We know that Noble will eventually be forced to recognise that its financials have been vastly manipulated for years. The only thing we do not know is how many months we will need to get there. It took nine months for Enron to collapse, a period during which Enron’s CEO, Jeff Skilling, denied the reality and aggressively attacked his critics.
Facing a deepening crisis, Noble’s management will have no choice but to look for a white knight. Noble needs a group (1) with deep pockets, (2) who has no clue as to mark-to-market valuations and off balance sheet commitments, (3) willing to invest in a company that has recorded massive cash outflows and fast growing debt, (4) willing to take the risk of future regulatory actions in markets where Noble operates.

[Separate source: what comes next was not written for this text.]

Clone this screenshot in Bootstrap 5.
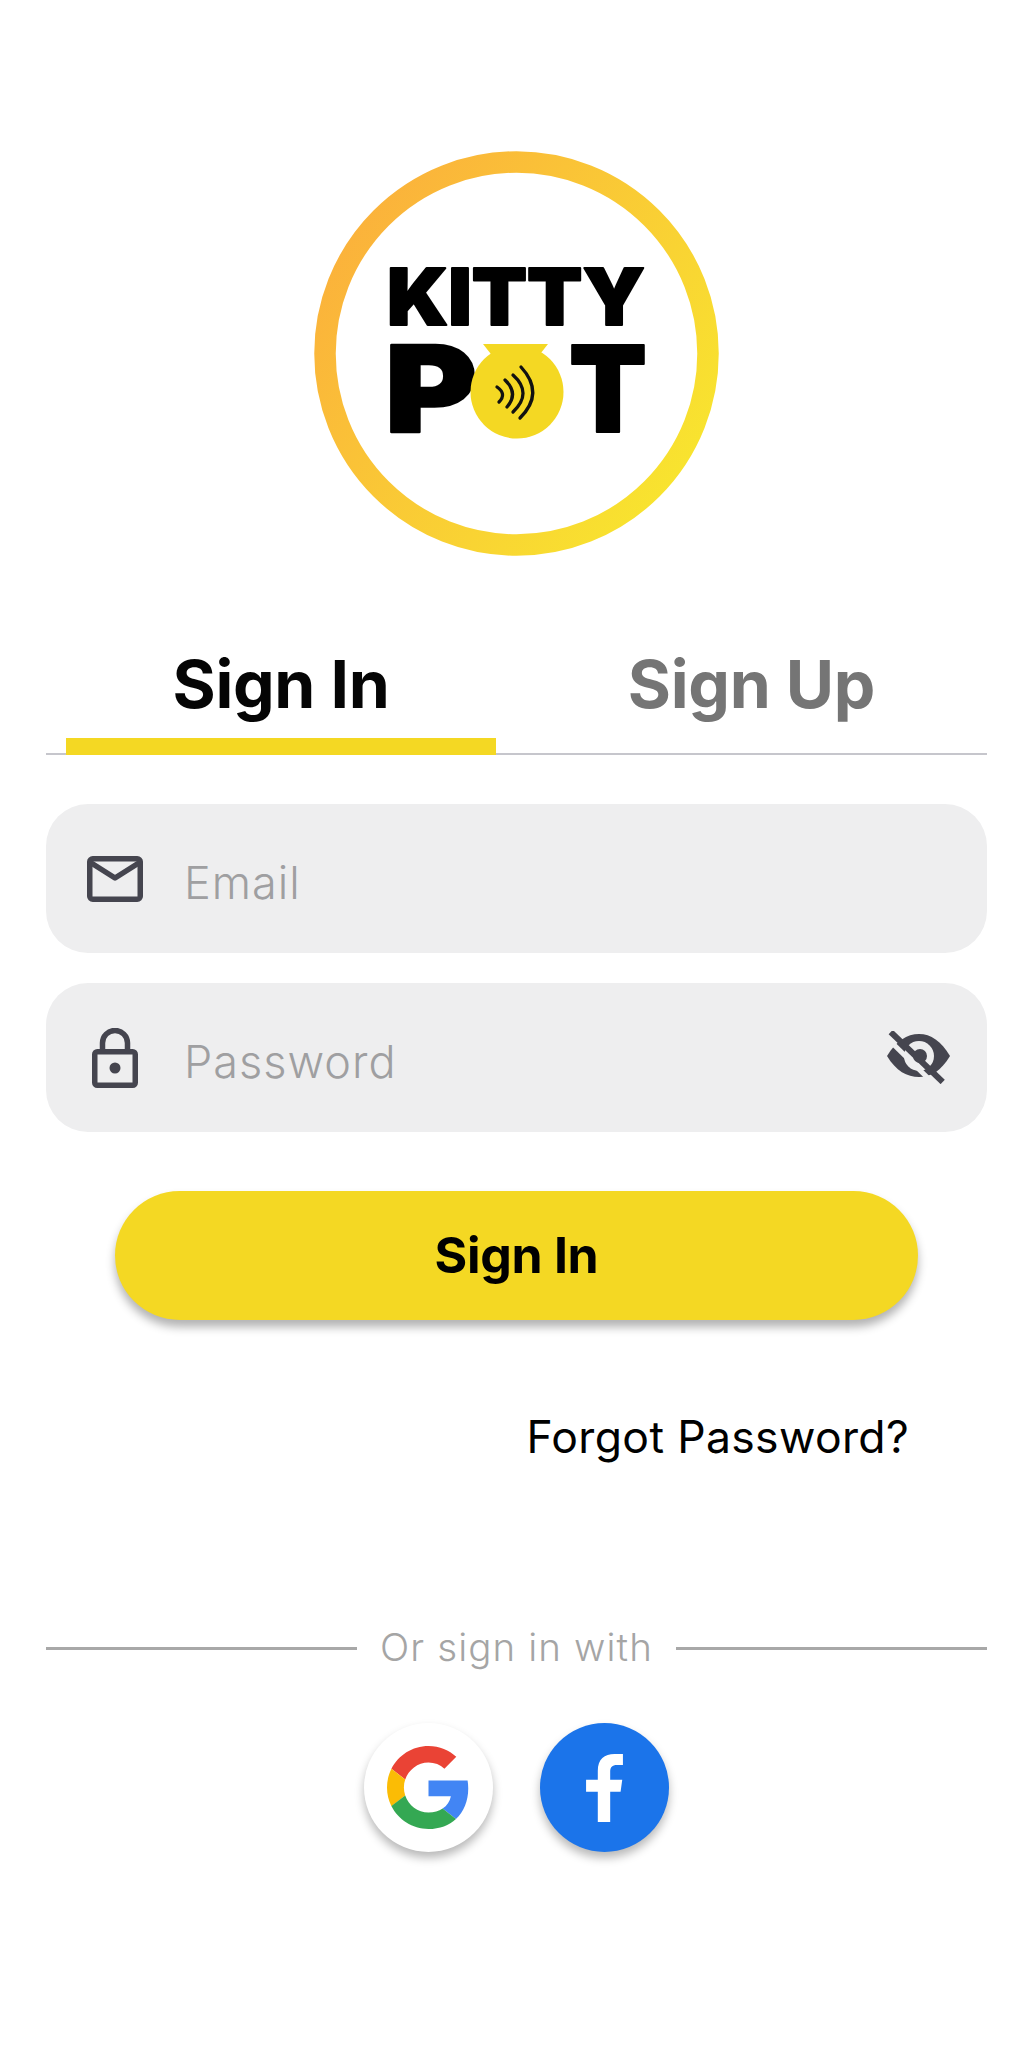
<!DOCTYPE html>
<html lang="en">
<head>
<meta charset="utf-8">
<title>Kitty Pot – Sign In</title>
<link rel="stylesheet" href="https://cdn.jsdelivr.net/npm/bootstrap@5.3.0/dist/css/bootstrap.min.css">
<style>
body{background:#fff;font-family:Inter,"Noto Sans",sans-serif;color:#000;width:1033px;height:2048px;overflow:hidden}
.app-page{padding:151px 46px 0}
.app-logo{display:block;width:403px;height:404px;margin:0 auto;overflow:visible}
.logo-word{font-family:Inter,"Liberation Sans",sans-serif;font-weight:900;fill:#000;stroke:#000;stroke-linejoin:round}
.tabs-bar{margin-top:89px;height:111px;padding-left:20px;border-bottom:2px solid #c6c6cc}
.tab-item{height:111px;font-size:66px;font-weight:700;line-height:1;letter-spacing:-.3px;background:none;border:0;padding:0 0 31px;display:flex;align-items:center;justify-content:center}
.tab-on{width:430px;color:#050505;border-bottom:17px solid #f4d823;padding-bottom:14px}
.tab-off{flex:1;margin-left:20px;color:#757575}
.field-box{height:149px;background:#eeeeef;border-radius:42px;padding:0 37px 0 41px}
.field-icon{width:56px;flex:none}
.field-box .form-control{background:transparent;border:0;box-shadow:none;padding:9px 0 0;margin-left:41px;font-family:Inter,sans-serif;font-size:45px;font-weight:300;letter-spacing:1px;height:auto;color:#333;border-radius:0}
.field-box .form-control::placeholder{color:#9f9fa1;opacity:1}
.first-field{margin-top:49px}
.next-field{margin-top:30px}
.main-btn{display:block;width:803px;height:129px;margin:59px auto 0;background:#f4d823;border:0;border-radius:65px;font-size:50px;font-weight:700;letter-spacing:-.3px;color:#000;box-shadow:0 7px 10px rgba(0,0,0,.3)}
.main-btn:hover,.main-btn:active{background:#f4d823!important;color:#000!important}
.forgot-row{margin-top:89px;padding-right:78px;line-height:56px}
.forgot-link{font-size:44.5px;color:#000;text-decoration:none;font-weight:400;letter-spacing:.35px}
.or-row{margin-top:148px;height:50px;color:#a5a5a5;font-size:38.5px;font-weight:300;letter-spacing:1.1px;gap:23px}
.or-line{flex:1;height:3px;background:#a8a8a8}
.social-row{margin-top:50px;gap:47px}
.social-btn{width:129px;height:129px;border-radius:50%;border:0;padding:0;box-shadow:0 6px 10px rgba(0,0,0,.28)}
.social-g{background:#fff}
.social-f{background:#1b74ea}
</style>
</head>
<body>
<main class="app-page">
  <svg class="app-logo" viewBox="0 0 403 404" role="img" aria-label="Kitty Pot logo">
    <defs>
      <linearGradient id="ringGrad" x1="0" y1="0.15" x2="1" y2="0.85">
        <stop offset="0" stop-color="#fbaf3c"/>
        <stop offset="1" stop-color="#f8e72e"/>
      </linearGradient>
    </defs>
    <circle cx="201.5" cy="202.5" r="191.500" fill="#fff" stroke="url(#ringGrad)" stroke-width="21.500"/>
    <text class="logo-word" x="72" y="174" font-size="78" stroke-width="2" textLength="258" lengthAdjust="spacingAndGlyphs">KITTY</text>
    <text class="logo-word" x="70" y="281" font-size="120" stroke-width="2.500" textLength="92" lengthAdjust="spacingAndGlyphs">P</text>
    <text class="logo-word" x="254" y="281" font-size="120" stroke-width="2" textLength="78" lengthAdjust="spacingAndGlyphs">T</text>
    <path d="M168 193H233L222 207H179Z" fill="#f4d823"/>
    <circle cx="202" cy="241" r="46.500" fill="#f4d823"/>
    <g fill="none" stroke="#111" stroke-width="3.300" stroke-linecap="round">
      <path d="M182 236Q192 243 184 251"/>
      <path d="M190 229Q204 242 192 256"/>
      <path d="M198 224Q218 242 198 261"/>
      <path d="M206 216Q230 242 205 267"/>
    </g>
  </svg>

  <div class="tabs-bar d-flex align-items-start">
    <button type="button" class="tab-item tab-on">Sign In</button>
    <button type="button" class="tab-item tab-off">Sign Up</button>
  </div>

  <div class="field-box first-field d-flex align-items-center">
    <svg class="field-icon" width="56" height="46" viewBox="0 0 56 46" fill="none" stroke="#45454f" stroke-width="5.5" stroke-linejoin="round" stroke-linecap="round">
      <rect x="2.75" y="2.75" width="50.5" height="40.5" rx="3"/>
      <path d="M3.5 6.5L28 22L52.500 6.500"/>
    </svg>
    <input class="form-control" type="email" placeholder="Email" aria-label="Email">
  </div>

  <div class="field-box next-field d-flex align-items-center">
    <svg class="field-icon" width="56" height="60" viewBox="0 0 56 60" fill="none" stroke="#45454f" stroke-width="5.500" stroke-linejoin="round">
      <rect x="7.750" y="23.750" width="40.500" height="33.500" rx="2.500"/>
      <path d="M15.500 23V15A12.500 12.500 0 0 1 40.500 15V23"/>
      <circle cx="28" cy="40" r="5.500" fill="#45454f" stroke="none"/>
    </svg>
    <input class="form-control" type="password" placeholder="Password" aria-label="Password">
    <svg class="flex-shrink-0" width="63" height="53" viewBox="0 0 63 53">
      <path d="M0 25C9 10 20 3 32 3S54 10 63 25C54 40 44 46 32 46S9 40 0 25Z" fill="#45454f"/>
      <circle cx="32" cy="25" r="15" fill="#eeeeef"/>
      <circle cx="33" cy="25" r="7" fill="#45454f"/>
      <path d="M-1 6L47 53" stroke="#eeeeef" stroke-width="5"/>
      <path d="M3.700 1L55.700 51" stroke="#45454f" stroke-width="6"/>
    </svg>
  </div>

  <button type="button" class="btn main-btn">Sign In</button>

  <div class="forgot-row text-end"><a class="forgot-link" href="#">Forgot Password?</a></div>

  <div class="or-row d-flex align-items-center">
    <span class="or-line"></span>
    <span>Or sign in with</span>
    <span class="or-line"></span>
  </div>

  <div class="social-row d-flex justify-content-center">
    <button type="button" class="social-btn social-g d-flex align-items-center justify-content-center" aria-label="Sign in with Google">
      <svg width="83" height="83" viewBox="0 0 48 48">
        <path fill="#EA4335" d="M24 9.500c3.540 0 6.710 1.220 9.210 3.600l6.850-6.850C35.900 2.380 30.470 0 24 0 14.620 0 6.510 5.380 2.560 13.220l7.980 6.190C12.430 13.720 17.740 9.500 24 9.500z"/>
        <path fill="#4285F4" d="M46.980 24.550c0-1.570-.15-3.090-.38-4.550H24v9.020h12.940c-.58 2.960-2.260 5.480-4.780 7.180l7.730 6c4.510-4.180 7.090-10.360 7.090-17.650z"/>
        <path fill="#FBBC05" d="M10.530 28.590c-.48-1.450-.76-2.990-.76-4.590s.27-3.140.76-4.590l-7.980-6.190C.92 16.460 0 20.120 0 24c0 3.880.92 7.540 2.560 10.780l7.970-6.190z"/>
        <path fill="#34A853" d="M24 48c6.480 0 11.930-2.130 15.890-5.810l-7.730-6c-2.150 1.450-4.920 2.300-8.160 2.300-6.260 0-11.570-4.220-13.470-9.910l-7.980 6.190C6.510 42.620 14.620 48 24 48z"/>
      </svg>
    </button>
    <button type="button" class="social-btn social-f d-flex align-items-center justify-content-center" aria-label="Sign in with Facebook">
      <svg width="37" height="68" viewBox="0 0 110 203">
        <path fill="#fff" d="M35 203V113H0V77H35V50C35 15 55 0 85 0H110V33H92C78 33 72 40 72 52V77H108L103 113H72V203Z"/>
      </svg>
    </button>
  </div>
</main>
<script src="https://cdn.jsdelivr.net/npm/bootstrap@5.3.0/dist/js/bootstrap.bundle.min.js"></script>
</body>
</html>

There have always been inexplicable transactions in capital markets, and transactions that are not driven by a business rationale. Still, this will not be an easy job. The traders such as Glencore, Cargill will never touch Noble at this price. They know how to value the MTM. After a few days of due diligence, they will find more skeletons on Noble’s balance sheet than in a cemetery. They will also want a complete picture of the off balance sheet commitments. CIC recently stated they will “continue to support Noble”. This seemingly positive statement comes from a shareholder that cut its stake by one third last September. We believe that what CIC wants is to isolate Noble Agri, 51% controlled by a COFCO-led consortium, from Noble’s deepening crisis. This is probably the reason why the director they appointed comes from COFCO, not from CIC. Large Chinese groups interested in acquiring a stake in Noble will ask CIC what is going on in this company. As for Temasek, they only have a small interest in Noble Agri, not in Noble Group. Unlike Olam, Noble is not a Singaporean company.
Noble is facing very large cash outflows, fast growing debt. Its management is losing control of the situation. Support is weakening and there is a limited pool of potential buyers. There are compelling reasons to be pessimistic about Noble.